(WHAT IS ASKED): Can you quote the records below in full, word for word?

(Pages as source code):
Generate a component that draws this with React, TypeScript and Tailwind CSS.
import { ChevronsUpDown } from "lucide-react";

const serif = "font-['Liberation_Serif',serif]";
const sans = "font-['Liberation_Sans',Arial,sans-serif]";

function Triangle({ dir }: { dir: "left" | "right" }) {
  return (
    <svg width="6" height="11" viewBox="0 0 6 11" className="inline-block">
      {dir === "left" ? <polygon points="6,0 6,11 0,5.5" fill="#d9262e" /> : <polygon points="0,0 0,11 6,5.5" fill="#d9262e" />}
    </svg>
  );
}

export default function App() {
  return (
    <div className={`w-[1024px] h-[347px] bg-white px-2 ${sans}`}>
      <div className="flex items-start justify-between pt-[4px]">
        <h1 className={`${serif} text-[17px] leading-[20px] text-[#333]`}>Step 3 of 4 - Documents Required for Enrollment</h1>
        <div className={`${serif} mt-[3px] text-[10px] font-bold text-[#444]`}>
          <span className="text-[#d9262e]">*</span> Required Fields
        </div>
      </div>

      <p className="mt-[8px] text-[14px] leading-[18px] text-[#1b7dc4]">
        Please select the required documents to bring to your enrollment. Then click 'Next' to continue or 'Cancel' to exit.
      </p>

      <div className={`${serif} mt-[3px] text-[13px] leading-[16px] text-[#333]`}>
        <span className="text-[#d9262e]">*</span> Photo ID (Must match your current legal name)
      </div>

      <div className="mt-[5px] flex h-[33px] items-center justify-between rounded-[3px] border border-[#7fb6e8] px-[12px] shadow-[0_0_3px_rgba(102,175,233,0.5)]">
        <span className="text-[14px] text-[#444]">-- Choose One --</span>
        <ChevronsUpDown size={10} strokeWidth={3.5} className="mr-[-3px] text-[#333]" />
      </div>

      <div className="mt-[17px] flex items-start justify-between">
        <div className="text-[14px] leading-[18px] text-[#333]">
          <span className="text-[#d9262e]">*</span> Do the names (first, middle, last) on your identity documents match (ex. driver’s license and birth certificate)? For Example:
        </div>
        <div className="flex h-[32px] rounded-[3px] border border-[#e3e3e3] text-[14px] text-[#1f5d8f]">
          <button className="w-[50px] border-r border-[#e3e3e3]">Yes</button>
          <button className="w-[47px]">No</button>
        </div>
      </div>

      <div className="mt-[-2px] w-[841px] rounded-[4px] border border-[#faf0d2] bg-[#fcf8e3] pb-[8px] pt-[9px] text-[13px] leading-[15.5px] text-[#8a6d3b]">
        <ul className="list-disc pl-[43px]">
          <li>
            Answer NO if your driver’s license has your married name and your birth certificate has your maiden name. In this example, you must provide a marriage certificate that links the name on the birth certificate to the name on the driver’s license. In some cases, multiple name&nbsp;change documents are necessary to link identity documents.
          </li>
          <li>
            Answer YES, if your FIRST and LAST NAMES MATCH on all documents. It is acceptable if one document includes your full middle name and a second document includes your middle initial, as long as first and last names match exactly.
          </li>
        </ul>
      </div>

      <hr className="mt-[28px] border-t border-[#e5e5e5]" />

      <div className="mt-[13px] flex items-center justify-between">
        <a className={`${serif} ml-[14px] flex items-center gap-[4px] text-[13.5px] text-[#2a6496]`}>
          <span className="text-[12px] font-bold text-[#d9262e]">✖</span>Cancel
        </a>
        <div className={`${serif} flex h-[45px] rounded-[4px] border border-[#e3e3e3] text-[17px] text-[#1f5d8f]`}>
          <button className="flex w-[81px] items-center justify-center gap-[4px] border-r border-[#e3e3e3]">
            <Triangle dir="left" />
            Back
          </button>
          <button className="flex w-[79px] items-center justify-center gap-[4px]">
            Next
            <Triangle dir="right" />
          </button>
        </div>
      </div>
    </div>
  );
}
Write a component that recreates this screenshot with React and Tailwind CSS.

(THE ANSWER):
Generate a component that draws this with React, TypeScript and Tailwind CSS.
import { ChevronsUpDown } from "lucide-react";

const serif = "font-['Liberation_Serif',serif]";
const sans = "font-['Liberation_Sans',Arial,sans-serif]";

function Triangle({ dir }: { dir: "left" | "right" }) {
  return (
    <svg width="6" height="11" viewBox="0 0 6 11" className="inline-block">
      {dir === "left" ? <polygon points="6,0 6,11 0,5.5" fill="#d9262e" /> : <polygon points="0,0 0,11 6,5.5" fill="#d9262e" />}
    </svg>
  );
}

export default function App() {
  return (
    <div className={`w-[1024px] h-[347px] bg-white px-2 ${sans}`}>
      <div className="flex items-start justify-between pt-[4px]">
        <h1 className={`${serif} text-[17px] leading-[20px] text-[#333]`}>Step 3 of 4 - Documents Required for Enrollment</h1>
        <div className={`${serif} mt-[3px] text-[10px] font-bold text-[#444]`}>
          <span className="text-[#d9262e]">*</span> Required Fields
        </div>
      </div>

      <p className="mt-[8px] text-[14px] leading-[18px] text-[#1b7dc4]">
        Please select the required documents to bring to your enrollment. Then click 'Next' to continue or 'Cancel' to exit.
      </p>

      <div className={`${serif} mt-[3px] text-[13px] leading-[16px] text-[#333]`}>
        <span className="text-[#d9262e]">*</span> Photo ID (Must match your current legal name)
      </div>

      <div className="mt-[5px] flex h-[33px] items-center justify-between rounded-[3px] border border-[#7fb6e8] px-[12px] shadow-[0_0_3px_rgba(102,175,233,0.5)]">
        <span className="text-[14px] text-[#444]">-- Choose One --</span>
        <ChevronsUpDown size={10} strokeWidth={3.5} className="mr-[-3px] text-[#333]" />
      </div>

      <div className="mt-[17px] flex items-start justify-between">
        <div className="text-[14px] leading-[18px] text-[#333]">
          <span className="text-[#d9262e]">*</span> Do the names (first, middle, last) on your identity documents match (ex. driver’s license and birth certificate)? For Example:
        </div>
        <div className="flex h-[32px] rounded-[3px] border border-[#e3e3e3] text-[14px] text-[#1f5d8f]">
          <button className="w-[50px] border-r border-[#e3e3e3]">Yes</button>
          <button className="w-[47px]">No</button>
        </div>
      </div>

      <div className="mt-[-2px] w-[841px] rounded-[4px] border border-[#faf0d2] bg-[#fcf8e3] pb-[8px] pt-[9px] text-[13px] leading-[15.5px] text-[#8a6d3b]">
        <ul className="list-disc pl-[43px]">
          <li>
            Answer NO if your driver’s license has your married name and your birth certificate has your maiden name. In this example, you must provide a marriage certificate that links the name on the birth certificate to the name on the driver’s license. In some cases, multiple name&nbsp;change documents are necessary to link identity documents.
          </li>
          <li>
            Answer YES, if your FIRST and LAST NAMES MATCH on all documents. It is acceptable if one document includes your full middle name and a second document includes your middle initial, as long as first and last names match exactly.
          </li>
        </ul>
      </div>

      <hr className="mt-[28px] border-t border-[#e5e5e5]" />

      <div className="mt-[13px] flex items-center justify-between">
        <a className={`${serif} ml-[14px] flex items-center gap-[4px] text-[13.5px] text-[#2a6496]`}>
          <span className="text-[12px] font-bold text-[#d9262e]">✖</span>Cancel
        </a>
        <div className={`${serif} flex h-[45px] rounded-[4px] border border-[#e3e3e3] text-[17px] text-[#1f5d8f]`}>
          <button className="flex w-[81px] items-center justify-center gap-[4px] border-r border-[#e3e3e3]">
            <Triangle dir="left" />
            Back
          </button>
          <button className="flex w-[79px] items-center justify-center gap-[4px]">
            Next
            <Triangle dir="right" />
          </button>
        </div>
      </div>
    </div>
  );
}
Write a component that recreates this screenshot with React and Tailwind CSS.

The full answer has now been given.